--- start Given information ---
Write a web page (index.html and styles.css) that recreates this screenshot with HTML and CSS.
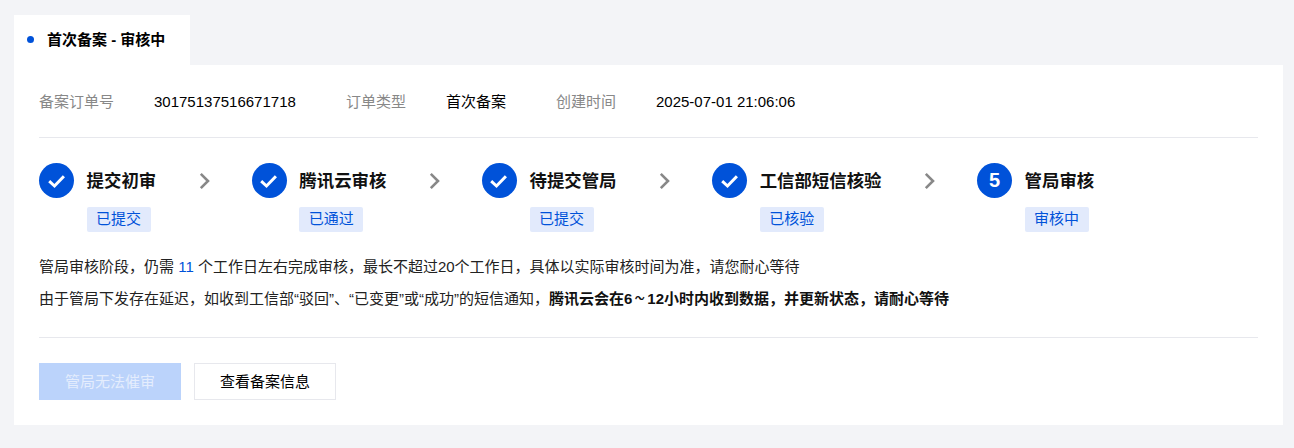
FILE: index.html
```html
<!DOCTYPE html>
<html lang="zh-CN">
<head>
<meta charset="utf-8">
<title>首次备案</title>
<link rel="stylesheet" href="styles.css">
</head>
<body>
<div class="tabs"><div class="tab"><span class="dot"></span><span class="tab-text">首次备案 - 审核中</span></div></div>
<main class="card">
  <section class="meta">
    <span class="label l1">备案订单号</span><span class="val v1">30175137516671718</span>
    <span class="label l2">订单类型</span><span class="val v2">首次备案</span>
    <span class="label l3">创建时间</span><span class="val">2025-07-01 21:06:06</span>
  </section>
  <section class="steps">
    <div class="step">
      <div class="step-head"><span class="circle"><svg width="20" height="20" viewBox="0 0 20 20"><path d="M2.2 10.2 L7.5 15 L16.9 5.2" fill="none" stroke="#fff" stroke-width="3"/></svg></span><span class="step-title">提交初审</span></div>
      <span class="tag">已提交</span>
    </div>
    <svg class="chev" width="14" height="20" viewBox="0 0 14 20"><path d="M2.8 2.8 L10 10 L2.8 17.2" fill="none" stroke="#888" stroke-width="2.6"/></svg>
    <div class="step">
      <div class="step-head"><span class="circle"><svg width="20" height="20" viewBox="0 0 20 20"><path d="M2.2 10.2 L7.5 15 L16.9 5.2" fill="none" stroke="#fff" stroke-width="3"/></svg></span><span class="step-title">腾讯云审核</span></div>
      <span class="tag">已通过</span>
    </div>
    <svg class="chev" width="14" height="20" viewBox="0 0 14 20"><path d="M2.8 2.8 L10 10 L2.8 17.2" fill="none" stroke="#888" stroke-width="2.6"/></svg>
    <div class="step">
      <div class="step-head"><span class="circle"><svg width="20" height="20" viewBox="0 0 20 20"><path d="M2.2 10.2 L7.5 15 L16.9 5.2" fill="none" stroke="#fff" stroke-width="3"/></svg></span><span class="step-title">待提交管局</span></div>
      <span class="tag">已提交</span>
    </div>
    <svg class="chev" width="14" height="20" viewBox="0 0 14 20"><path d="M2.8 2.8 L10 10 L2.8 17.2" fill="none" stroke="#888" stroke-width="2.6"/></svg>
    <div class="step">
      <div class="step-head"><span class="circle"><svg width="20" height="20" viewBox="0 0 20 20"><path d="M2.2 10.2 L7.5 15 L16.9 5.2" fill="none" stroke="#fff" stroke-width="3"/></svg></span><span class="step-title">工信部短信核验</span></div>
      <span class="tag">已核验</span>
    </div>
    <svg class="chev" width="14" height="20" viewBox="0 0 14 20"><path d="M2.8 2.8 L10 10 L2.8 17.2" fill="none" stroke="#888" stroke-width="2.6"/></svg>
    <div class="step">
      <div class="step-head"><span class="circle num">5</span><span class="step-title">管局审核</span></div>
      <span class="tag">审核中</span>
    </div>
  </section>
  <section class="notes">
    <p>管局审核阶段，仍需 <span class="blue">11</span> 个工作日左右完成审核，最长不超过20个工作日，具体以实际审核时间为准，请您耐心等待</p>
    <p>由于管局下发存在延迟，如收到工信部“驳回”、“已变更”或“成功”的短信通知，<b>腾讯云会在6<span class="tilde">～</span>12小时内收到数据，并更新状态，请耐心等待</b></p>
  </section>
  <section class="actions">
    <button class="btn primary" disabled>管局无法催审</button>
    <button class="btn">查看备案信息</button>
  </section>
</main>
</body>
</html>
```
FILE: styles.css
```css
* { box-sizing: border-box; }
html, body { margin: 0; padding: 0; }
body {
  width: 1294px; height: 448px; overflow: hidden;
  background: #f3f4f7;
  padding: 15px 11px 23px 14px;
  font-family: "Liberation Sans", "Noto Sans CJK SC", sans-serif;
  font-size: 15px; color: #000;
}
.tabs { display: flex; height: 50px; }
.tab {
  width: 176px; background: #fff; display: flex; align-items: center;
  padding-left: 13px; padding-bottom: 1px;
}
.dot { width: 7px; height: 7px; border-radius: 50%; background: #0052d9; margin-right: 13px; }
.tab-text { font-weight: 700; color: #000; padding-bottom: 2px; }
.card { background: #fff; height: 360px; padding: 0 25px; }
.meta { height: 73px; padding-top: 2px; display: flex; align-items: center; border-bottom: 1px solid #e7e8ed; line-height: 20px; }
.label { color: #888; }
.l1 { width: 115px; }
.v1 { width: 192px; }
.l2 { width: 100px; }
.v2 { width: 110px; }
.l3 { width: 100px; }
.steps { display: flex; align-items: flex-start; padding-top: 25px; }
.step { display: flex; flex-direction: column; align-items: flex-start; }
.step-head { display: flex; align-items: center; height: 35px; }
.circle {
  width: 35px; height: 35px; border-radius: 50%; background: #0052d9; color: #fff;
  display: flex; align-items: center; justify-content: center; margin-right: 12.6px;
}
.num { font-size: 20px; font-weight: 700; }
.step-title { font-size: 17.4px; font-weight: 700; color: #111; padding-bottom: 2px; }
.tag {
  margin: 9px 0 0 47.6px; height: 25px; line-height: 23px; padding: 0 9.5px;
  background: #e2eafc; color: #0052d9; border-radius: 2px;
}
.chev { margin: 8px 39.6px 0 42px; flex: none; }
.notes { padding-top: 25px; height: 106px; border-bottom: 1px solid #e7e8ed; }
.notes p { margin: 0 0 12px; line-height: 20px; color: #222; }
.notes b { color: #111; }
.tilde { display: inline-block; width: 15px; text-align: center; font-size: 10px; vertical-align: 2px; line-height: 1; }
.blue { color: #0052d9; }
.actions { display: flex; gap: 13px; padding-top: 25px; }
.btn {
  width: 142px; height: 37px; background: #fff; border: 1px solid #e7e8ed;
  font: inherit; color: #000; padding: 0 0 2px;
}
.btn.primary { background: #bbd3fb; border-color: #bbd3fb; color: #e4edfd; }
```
--- end Given information ---
### Given exercise
Write out the full set of lines verbatim, without the pictures.

### The answer
Write a web page (index.html and styles.css) that recreates this screenshot with HTML and CSS.
FILE: index.html
```html
<!DOCTYPE html>
<html lang="zh-CN">
<head>
<meta charset="utf-8">
<title>首次备案</title>
<link rel="stylesheet" href="styles.css">
</head>
<body>
<div class="tabs"><div class="tab"><span class="dot"></span><span class="tab-text">首次备案 - 审核中</span></div></div>
<main class="card">
  <section class="meta">
    <span class="label l1">备案订单号</span><span class="val v1">30175137516671718</span>
    <span class="label l2">订单类型</span><span class="val v2">首次备案</span>
    <span class="label l3">创建时间</span><span class="val">2025-07-01 21:06:06</span>
  </section>
  <section class="steps">
    <div class="step">
      <div class="step-head"><span class="circle"><svg width="20" height="20" viewBox="0 0 20 20"><path d="M2.2 10.2 L7.5 15 L16.9 5.2" fill="none" stroke="#fff" stroke-width="3"/></svg></span><span class="step-title">提交初审</span></div>
      <span class="tag">已提交</span>
    </div>
    <svg class="chev" width="14" height="20" viewBox="0 0 14 20"><path d="M2.8 2.8 L10 10 L2.8 17.2" fill="none" stroke="#888" stroke-width="2.6"/></svg>
    <div class="step">
      <div class="step-head"><span class="circle"><svg width="20" height="20" viewBox="0 0 20 20"><path d="M2.2 10.2 L7.5 15 L16.9 5.2" fill="none" stroke="#fff" stroke-width="3"/></svg></span><span class="step-title">腾讯云审核</span></div>
      <span class="tag">已通过</span>
    </div>
    <svg class="chev" width="14" height="20" viewBox="0 0 14 20"><path d="M2.8 2.8 L10 10 L2.8 17.2" fill="none" stroke="#888" stroke-width="2.6"/></svg>
    <div class="step">
      <div class="step-head"><span class="circle"><svg width="20" height="20" viewBox="0 0 20 20"><path d="M2.2 10.2 L7.5 15 L16.9 5.2" fill="none" stroke="#fff" stroke-width="3"/></svg></span><span class="step-title">待提交管局</span></div>
      <span class="tag">已提交</span>
    </div>
    <svg class="chev" width="14" height="20" viewBox="0 0 14 20"><path d="M2.8 2.8 L10 10 L2.8 17.2" fill="none" stroke="#888" stroke-width="2.6"/></svg>
    <div class="step">
      <div class="step-head"><span class="circle"><svg width="20" height="20" viewBox="0 0 20 20"><path d="M2.2 10.2 L7.5 15 L16.9 5.2" fill="none" stroke="#fff" stroke-width="3"/></svg></span><span class="step-title">工信部短信核验</span></div>
      <span class="tag">已核验</span>
    </div>
    <svg class="chev" width="14" height="20" viewBox="0 0 14 20"><path d="M2.8 2.8 L10 10 L2.8 17.2" fill="none" stroke="#888" stroke-width="2.6"/></svg>
    <div class="step">
      <div class="step-head"><span class="circle num">5</span><span class="step-title">管局审核</span></div>
      <span class="tag">审核中</span>
    </div>
  </section>
  <section class="notes">
    <p>管局审核阶段，仍需 <span class="blue">11</span> 个工作日左右完成审核，最长不超过20个工作日，具体以实际审核时间为准，请您耐心等待</p>
    <p>由于管局下发存在延迟，如收到工信部“驳回”、“已变更”或“成功”的短信通知，<b>腾讯云会在6<span class="tilde">～</span>12小时内收到数据，并更新状态，请耐心等待</b></p>
  </section>
  <section class="actions">
    <button class="btn primary" disabled>管局无法催审</button>
    <button class="btn">查看备案信息</button>
  </section>
</main>
</body>
</html>
```
FILE: styles.css
```css
* { box-sizing: border-box; }
html, body { margin: 0; padding: 0; }
body {
  width: 1294px; height: 448px; overflow: hidden;
  background: #f3f4f7;
  padding: 15px 11px 23px 14px;
  font-family: "Liberation Sans", "Noto Sans CJK SC", sans-serif;
  font-size: 15px; color: #000;
}
.tabs { display: flex; height: 50px; }
.tab {
  width: 176px; background: #fff; display: flex; align-items: center;
  padding-left: 13px; padding-bottom: 1px;
}
.dot { width: 7px; height: 7px; border-radius: 50%; background: #0052d9; margin-right: 13px; }
.tab-text { font-weight: 700; color: #000; padding-bottom: 2px; }
.card { background: #fff; height: 360px; padding: 0 25px; }
.meta { height: 73px; padding-top: 2px; display: flex; align-items: center; border-bottom: 1px solid #e7e8ed; line-height: 20px; }
.label { color: #888; }
.l1 { width: 115px; }
.v1 { width: 192px; }
.l2 { width: 100px; }
.v2 { width: 110px; }
.l3 { width: 100px; }
.steps { display: flex; align-items: flex-start; padding-top: 25px; }
.step { display: flex; flex-direction: column; align-items: flex-start; }
.step-head { display: flex; align-items: center; height: 35px; }
.circle {
  width: 35px; height: 35px; border-radius: 50%; background: #0052d9; color: #fff;
  display: flex; align-items: center; justify-content: center; margin-right: 12.6px;
}
.num { font-size: 20px; font-weight: 700; }
.step-title { font-size: 17.4px; font-weight: 700; color: #111; padding-bottom: 2px; }
.tag {
  margin: 9px 0 0 47.6px; height: 25px; line-height: 23px; padding: 0 9.5px;
  background: #e2eafc; color: #0052d9; border-radius: 2px;
}
.chev { margin: 8px 39.6px 0 42px; flex: none; }
.notes { padding-top: 25px; height: 106px; border-bottom: 1px solid #e7e8ed; }
.notes p { margin: 0 0 12px; line-height: 20px; color: #222; }
.notes b { color: #111; }
.tilde { display: inline-block; width: 15px; text-align: center; font-size: 10px; vertical-align: 2px; line-height: 1; }
.blue { color: #0052d9; }
.actions { display: flex; gap: 13px; padding-top: 25px; }
.btn {
  width: 142px; height: 37px; background: #fff; border: 1px solid #e7e8ed;
  font: inherit; color: #000; padding: 0 0 2px;
}
.btn.primary { background: #bbd3fb; border-color: #bbd3fb; color: #e4edfd; }
```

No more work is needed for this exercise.